Improving your life and finding meaning in your work, leadership in a digital age, new innovators from China, philanthropy, mindfulness – quite a diverse range of topics that form the core of IMD learnings. It is the sum of all these parts that make for a true business leader – one with a heart and not just a mind.

This afternoon we dive deep into the diversity of OWP learnings. In a room of participants that are primarily comprised of blood-related relatives at the “Navigating your family enterprise into the future” class by Professor of Family Business and Entrepreneurship Peter Vogel. Family business members around the tables were asked what societal values drive their family business or foundation? One participant voiced his loud and clear: “In order to build a company you need to build a society around it”. Professor Vogel explained how: “Often a family business can be the biggest employer in a town or city, so being concerned about impact beyond the business line is becoming increasingly important.” Interesting debates formed in the lively room such as: What are the latest trends and strategies to successfully govern and manage a family enterprise? Or which strategies can preserve and grow a family’s wealth across generations?

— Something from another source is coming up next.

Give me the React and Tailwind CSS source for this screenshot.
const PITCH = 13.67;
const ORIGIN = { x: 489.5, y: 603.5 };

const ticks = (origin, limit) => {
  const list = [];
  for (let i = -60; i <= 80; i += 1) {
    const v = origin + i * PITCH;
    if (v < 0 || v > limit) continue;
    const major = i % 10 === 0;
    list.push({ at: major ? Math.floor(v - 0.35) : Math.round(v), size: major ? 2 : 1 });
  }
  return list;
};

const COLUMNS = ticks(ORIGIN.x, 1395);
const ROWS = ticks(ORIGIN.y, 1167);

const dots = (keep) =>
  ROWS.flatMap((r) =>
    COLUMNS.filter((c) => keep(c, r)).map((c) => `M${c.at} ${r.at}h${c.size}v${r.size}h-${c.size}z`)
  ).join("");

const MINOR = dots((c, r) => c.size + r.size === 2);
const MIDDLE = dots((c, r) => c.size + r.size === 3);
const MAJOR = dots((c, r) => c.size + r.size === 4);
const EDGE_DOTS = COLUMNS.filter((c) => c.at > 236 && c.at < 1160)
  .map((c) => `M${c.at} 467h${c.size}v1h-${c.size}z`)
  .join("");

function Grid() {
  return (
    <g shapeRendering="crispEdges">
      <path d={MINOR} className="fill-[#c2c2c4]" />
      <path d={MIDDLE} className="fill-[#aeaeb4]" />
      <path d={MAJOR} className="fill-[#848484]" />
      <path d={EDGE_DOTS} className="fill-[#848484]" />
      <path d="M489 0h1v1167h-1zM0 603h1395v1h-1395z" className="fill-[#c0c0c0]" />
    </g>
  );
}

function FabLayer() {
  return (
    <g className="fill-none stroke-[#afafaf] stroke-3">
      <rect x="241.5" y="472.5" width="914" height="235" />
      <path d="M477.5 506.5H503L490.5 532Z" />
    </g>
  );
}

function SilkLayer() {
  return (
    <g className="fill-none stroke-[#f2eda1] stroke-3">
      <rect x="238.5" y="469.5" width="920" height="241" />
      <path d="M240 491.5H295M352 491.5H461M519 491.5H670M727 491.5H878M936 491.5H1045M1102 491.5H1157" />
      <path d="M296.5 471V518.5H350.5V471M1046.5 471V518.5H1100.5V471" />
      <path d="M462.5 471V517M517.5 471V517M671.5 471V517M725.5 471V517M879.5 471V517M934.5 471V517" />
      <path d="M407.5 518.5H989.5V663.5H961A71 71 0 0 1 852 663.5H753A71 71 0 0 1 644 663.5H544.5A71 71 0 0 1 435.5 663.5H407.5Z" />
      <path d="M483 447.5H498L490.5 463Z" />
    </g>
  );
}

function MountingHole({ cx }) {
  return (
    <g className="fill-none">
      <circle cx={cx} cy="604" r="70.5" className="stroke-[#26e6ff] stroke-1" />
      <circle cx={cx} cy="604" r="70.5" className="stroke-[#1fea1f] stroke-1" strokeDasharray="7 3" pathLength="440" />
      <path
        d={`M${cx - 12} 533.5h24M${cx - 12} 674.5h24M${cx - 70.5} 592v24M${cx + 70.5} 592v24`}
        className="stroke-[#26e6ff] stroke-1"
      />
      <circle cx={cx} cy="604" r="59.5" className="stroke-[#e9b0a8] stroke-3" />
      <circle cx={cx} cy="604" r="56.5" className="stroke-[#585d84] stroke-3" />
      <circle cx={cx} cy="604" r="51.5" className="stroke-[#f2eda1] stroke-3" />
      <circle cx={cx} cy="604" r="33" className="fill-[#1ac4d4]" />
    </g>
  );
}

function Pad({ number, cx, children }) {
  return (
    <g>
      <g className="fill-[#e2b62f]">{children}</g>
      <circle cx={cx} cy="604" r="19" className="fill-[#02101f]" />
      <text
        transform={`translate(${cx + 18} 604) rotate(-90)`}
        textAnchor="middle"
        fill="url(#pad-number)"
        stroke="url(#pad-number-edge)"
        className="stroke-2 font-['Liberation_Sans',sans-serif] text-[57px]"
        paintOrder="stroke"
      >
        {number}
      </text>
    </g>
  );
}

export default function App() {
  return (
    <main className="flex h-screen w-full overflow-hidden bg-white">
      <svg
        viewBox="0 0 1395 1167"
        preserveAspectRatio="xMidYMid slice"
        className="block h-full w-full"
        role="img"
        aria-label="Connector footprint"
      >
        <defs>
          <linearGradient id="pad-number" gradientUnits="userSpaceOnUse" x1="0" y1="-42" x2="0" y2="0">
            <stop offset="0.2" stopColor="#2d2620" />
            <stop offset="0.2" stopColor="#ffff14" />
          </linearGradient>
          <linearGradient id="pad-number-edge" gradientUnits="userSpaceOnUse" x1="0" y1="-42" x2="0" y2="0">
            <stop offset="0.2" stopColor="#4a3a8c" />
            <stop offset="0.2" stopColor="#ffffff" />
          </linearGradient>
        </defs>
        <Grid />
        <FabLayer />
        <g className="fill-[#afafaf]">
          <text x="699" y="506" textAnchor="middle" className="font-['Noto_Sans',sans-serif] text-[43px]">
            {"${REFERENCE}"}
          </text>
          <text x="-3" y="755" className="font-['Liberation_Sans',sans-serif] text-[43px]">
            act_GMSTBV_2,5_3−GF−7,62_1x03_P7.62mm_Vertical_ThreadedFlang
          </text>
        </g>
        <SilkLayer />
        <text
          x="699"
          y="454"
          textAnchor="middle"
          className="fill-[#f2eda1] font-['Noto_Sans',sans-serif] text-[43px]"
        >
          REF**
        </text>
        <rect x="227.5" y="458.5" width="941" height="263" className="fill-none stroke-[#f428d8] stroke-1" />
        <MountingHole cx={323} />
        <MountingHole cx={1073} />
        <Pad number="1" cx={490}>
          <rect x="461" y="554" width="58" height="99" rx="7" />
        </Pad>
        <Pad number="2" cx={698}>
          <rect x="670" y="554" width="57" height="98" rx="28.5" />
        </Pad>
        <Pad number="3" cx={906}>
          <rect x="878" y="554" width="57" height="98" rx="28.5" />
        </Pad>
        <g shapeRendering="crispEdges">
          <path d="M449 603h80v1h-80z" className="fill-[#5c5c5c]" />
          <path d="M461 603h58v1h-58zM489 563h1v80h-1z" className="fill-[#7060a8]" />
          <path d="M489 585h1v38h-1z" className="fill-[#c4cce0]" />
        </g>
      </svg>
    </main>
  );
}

To that end, the IMD Global Family Business Center is currently accepting submissions for its annual award that recognizes family-owned enterprises which stand out in their efforts, performance and progress in the field of sustainability.(IMD -Pictet in Family Business Award).

Next door, we explore what’s wrong with business today? is it all about jumping on the digital revolution bandwagon?

In this afternoon’s class, get ready to Leap! Professor of Strategy and Innovation, Howard Yu takes us through his six months of research on one such example of a company who did miss the bandwagon: Polaroid. In order to stay afloat in the digital marketplace, Polaroid didn’t manage to make the right decisions at the right time.

Building a new infrastructure for sales didn’t prove to be a priority for the company and hence made it lose its top competitive spot and ultimately, led to its demise. Triggering Polaroid’s downfall was pressure on pricing and a difficulty to differentiate coupled with the inability to recognize the magnitude of importance of the digital wave – and what effect it was to have across industries worldwide.

“The point is, the shift to digital happens faster than anyone ever imagines, in the boardroom and beyond,” said Professor Yu explaining the core of his expertise and body of research of which resulted in the book LEAP. A business book that explores how outlasting competition is not difficult but doing so over decades or a century is nearly impossible –unless one ‘leaps’. How can pioneering companies endure and prosper in a world of constant change and inevitable copycats? As Howard explains: “We are no longer living in a world where there is a first-mover advantage, but latecomers in the market can come sweep up the prize before you can blink.” It’s a new world order and you can adapt and thrive or risk losing the fortune of companies like Kodak and Polaroid.

As expected, this first sunny afternoon at OWP is full to the brim with tons more information to digest from trending industry tech talk on topics like: “AI and marketing: the good, the bad and the ugly?” To more general management classes such as “When can we trust our gut? The process of decision-making” fill the afternoon for the 400 participants who may not yet have discovered the best in-between session secret … sneaking into the IMD mini golf putting green during the coffee break for a few swings in between classes in the Maersk Mc-Kinney Moller Center.